What is Xanthan Gum?
Xanthan gum is commonly known as an an effective thickener and stabilising agent, meaning that you will find it in both industrial products and ones that you eat. This includes everything from lotions, cosmetics and industrial products to supplements, toothpaste, medicine, jams and jellies, ice cream, yoghurts and salad dressings.
It is made from glucose, lactose or sucrose when fermented by a bacteria called Xanthomonas campestris When it is made into a solid by isopropyl alcohol it is then dried out and ground up into powder so that it can be mixed with liquid to form a gum-like substance.
It is considered a non-hazardous additive when added to brine or fracturing fluids because it is an all natural emulsifier, too, so where does all of this fit in with a healthy lifestyle and human consumption, when it is as used as an ingredient in so many non-edible things?
How to Use Xanthan Gum
You can use it for healthy bowel movements when you have the runs. Xanthan gum is a soluble fibre, meaning that your body cannot break it down. Soluble fibres absorb water and form a gel-like substance in your digestive system, which slows down your digestion when you’re having a hard time with food passing through you too quickly. It is also used for the opposite problem. When constipated, xanthan gum can increase the movement of water into your intestines making faeces easier to pass.
You can also utilise xanthan gum for weight loss, which many people have found has effective results due to its ability to shrink your appetite. While that may sound questionable, this is actually due to xanthan gum’s aforementioned effect on your digestive system. By slowing it down, when you have consumed foods containing gum you may feel ‘full’, alleviating the need for further grazing. More good news on the diet front is that xanthan gum’s slow digestion alters the rate at which sugar can enter your bloodstream. This means it has the ability to reduce irritable spikes in your blood sugar levels.
Xanthan gum is also recommended as an effective saliva substitute for anyone struggling to swallow. Proof of this is inconclusive, and for this reason it is advised that children are not fed this product.
Is Xanthan Gum Suitable for Vegans & Vegetarians?
Xanthan gum comes in various forms, depending on how it is created. It is generally considered suitable for both vegans and vegetarians, but then caution is necessary as some processes for manufacturing xanthan are not. As mentioned, it is commonly made by bacterial fermentation. However, in other instances, a chicken lysozyme can be used in the process.
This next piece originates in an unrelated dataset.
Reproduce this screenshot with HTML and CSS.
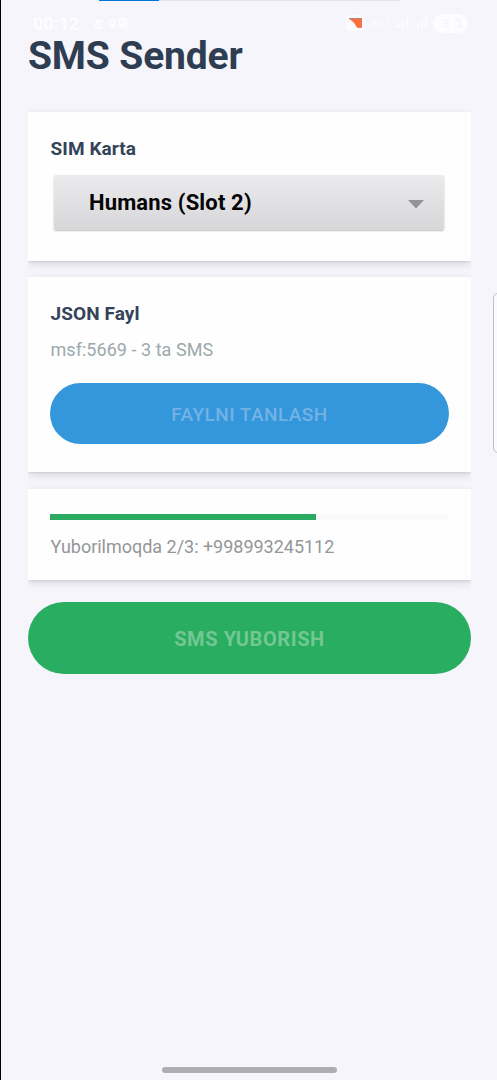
FILE: index.html
```html
<!DOCTYPE html>
<html lang="uz">
<head>
<meta charset="utf-8">
<title>SMS Sender</title>
<link rel="stylesheet" href="styles.css">
</head>
<body>
<div class="screen">
  <div class="load"><span class="load-fill"></span></div>
  <header class="status">
    <span class="clock">00:12</span>
    <svg class="notices" width="38" height="16" viewBox="0 0 38 16" fill="none" stroke="#fdfdff" stroke-width="1.8"><path d="M4 5h8M3 12l4-6 4 6M5 12h6M19 4h5v5h-5zM19 13l5-4M28 3h5v6h-5zM28 13l5-3M35.500 2v12"/></svg>
    <svg class="signals" width="124" height="20" viewBox="0 0 124 20">
      <rect x="0" y="1" width="18" height="16" rx="4" fill="#fcfbfe"/>
      <path d="M2.500 4.500h13.500v8q0 1.500-1.500 1.500h-2q-1.500 0-2.500-2-2.500-5-7.500-7.500z" fill="#f8713f"/>
      <path d="M3 4.500h13" stroke="#b08478" stroke-width="1"/>
      <path d="M26 6v7M30 6v7M26 9h4M34 6h5M34 6v6h5M42 5v4" stroke="#fcfcff" stroke-width="1.500" fill="none"/>
      <path d="M49 14v-2M53 14v-5M57 14V6M61 14V3M68 14v-2M72 14v-5M76 14V6M80 14V3" stroke="#fcfcff" stroke-width="2.500"/>
      <rect x="87" y="0" width="35" height="19" rx="9.500" fill="#fdfdff"/>
      <path d="M97 6h6M97 9.500h5M97 13h6M108 6h6v7h-6" stroke="#f6f6fc" stroke-width="1.500" fill="none"/>
    </svg>
  </header>
  <main class="content">
    <h1 class="title">SMS Sender</h1>
    <section class="card card-sim">
      <h2 class="label">SIM Karta</h2>
      <div class="select"><span class="select-text">Humans (Slot 2)</span>
        <svg class="select-arrow" width="16" height="9" viewBox="0 0 16 9"><path d="M0 0h16L8 8.500z" fill="#939297"/></svg>
      </div>
    </section>
    <section class="card card-file">
      <h2 class="label">JSON Fayl</h2>
      <p class="file-info">msf:5669 - 3 ta SMS</p>
      <button class="btn btn-file"><span>FAYLNI TANLASH</span></button>
    </section>
    <section class="card card-progress">
      <div class="track"><div class="track-fill"></div></div>
      <p class="progress-text">Yuborilmoqda 2/3: +998993245112</p>
    </section>
    <button class="btn btn-send"><span>SMS YUBORISH</span></button>
  </main>
  <div class="home-bar"></div>
  <div class="edge-handle"></div>
</div>
</body>
</html>
```
FILE: styles.css
```css
* { box-sizing: border-box; }
body { margin: 0; font-family: Roboto, "Liberation Sans", sans-serif; }
h1, h2, p { margin: 0; font-weight: 400; white-space: nowrap; }
.screen {
  position: relative;
  display: flex;
  flex-direction: column;
  width: 497px;
  height: 1080px;
  overflow: hidden;
  border-left: 1px solid #000;
  background: #f5f5fb;
}
.load { height: 1px; margin: 0 97px 0 98px; background: #e4e4e8; }
.load-fill { display: block; width: 60px; height: 1px; background: #0078d7; }
.status {
  display: flex;
  align-items: center;
  height: 31px;
  padding: 14px 27px 0 32px;
  color: #fdfdff;
}
.clock { width: 58px; font-size: 18px; font-weight: 700; }
.signals { margin-left: auto; }
.content { display: flex; flex-direction: column; flex: 1; padding: 0 26px 0 27px; }
.title {
  height: 80px;
  font-size: 39px;
  line-height: 48px;
  font-weight: 700;
  letter-spacing: -0.15px;
  color: #2e3d52;
}
.card {
  padding: 0 22px;
  background: #fefefe;
  box-shadow: 0 3px 8px rgba(40, 40, 60, .14), 0 1px 2px rgba(40, 40, 60, .1);
  clip-path: inset(-5px 0 -12px 0);
}
.card-sim { height: 149px; padding-top: 26px; margin-bottom: 16px; }
.card-file { height: 195px; padding-top: 26px; margin-bottom: 17px; }
.card-progress { height: 91px; padding-top: 25px; margin-bottom: 22px; }
.label { padding-left: 0.5px; font-size: 19px; line-height: 22px; font-weight: 700; letter-spacing: 0.08px; color: #34435a; }
.select {
  display: flex;
  align-items: center;
  justify-content: space-between;
  height: 55px;
  margin: 15px 5px 0 4px;
  padding: 0 20px 0 35px;
  border-radius: 2px;
  background: linear-gradient(#ebebed, #d7d6d9);
  box-shadow: 0 1px 2px rgba(0, 0, 0, .25);
}
.select-text { font-size: 22px; font-weight: 700; letter-spacing: 0.15px; color: #050505; }
.select-arrow { margin-top: 3px; }
.file-info { margin-top: 14px; padding-left: 0.5px; font-size: 18px; line-height: 22px; letter-spacing: 0.04px; color: #9da8aa; }
.btn {
  display: flex;
  align-items: center;
  justify-content: center;
  padding: 2px 0 0;
  border: 0;
  border-radius: 36px;
  font-family: inherit;
  font-weight: 700;
}
.btn-file { width: 399px; height: 61px; margin-top: 22px; background: #3497dc; color: #73b2e4; font-size: 19px; font-weight: 500; letter-spacing: 0.45px; }
.btn-send { width: 443px; height: 72px; flex: none; background: #28ad61; color: #73c793; font-size: 20px; letter-spacing: 0.6px; }
.track { width: 398px; height: 6px; background: #fafafc; }
.track-fill { width: 66.8%; height: 6px; background: #2bab62; }
.progress-text { margin-top: 16px; padding-left: 0.5px; font-size: 18px; line-height: 22px; letter-spacing: -0.02px; color: #949699; }
.home-bar { width: 175px; height: 6px; margin: 0 auto 7px 161px; border-radius: 3px; background: #adadb2; }
.edge-handle {
  position: absolute;
  right: -8px;
  top: 293px;
  width: 12px;
  height: 160px;
  border: 1px solid #bdbdc2;
  border-radius: 5px;
  background: #fafafd;
}
```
Furthermore, in some instances, some forms of xanthan gum are created via fermentation of whey, which you may well know from whey protein shakes, is a by-product of dairy.
If gluten and allergens are a concern, when opting for vegetarian recipes, you may not know that xanthan gum is a common ingredient in gluten-free recipes. As an emulsifier and thickener, as an ingredient in baking it comes in handy for replacing gluten for yeast containing baked goods such as bread.
Also, as a commonly used thickening ingredient, xanthan gum can be produced by fermenting corn sugar with Xanthomonas campestris bacterium. If you have an allergy to corn, be cautious to look for xanthan gum.
Xanthan Gum Alternatives
Reading food labels, especially for gluten free eaters, will likely reveal xanthan gum in the list of ingredients for many ready made meals and baked items. Certainly it has benefits, especially when baking and living without gluten, but what are some of the main alternatives for xanthan gum?
Agar agar comes from algae or seaweed found in South East Asia. Good news all around as this gelatin is both suitable for vegans, vegetarians and is an ingredient in many gluten free recipes.
Guar gum is also gluten free with a similar consistency to that of corn starch. It comes from legume plants and possesses a laxative quality.
Chia is part of the mint group of plants. These seeds are good for you in many ways, with their omega-3 fatty acids being an excellent source for anyone avoiding fish, and they are a top source of fibre, which is no bad thing for your digestive system.
Not one for vegans, but otherwise egg whites make for a decent binder and leavening agent, making them useful for baking mixtures as well as an obviously top source of protein.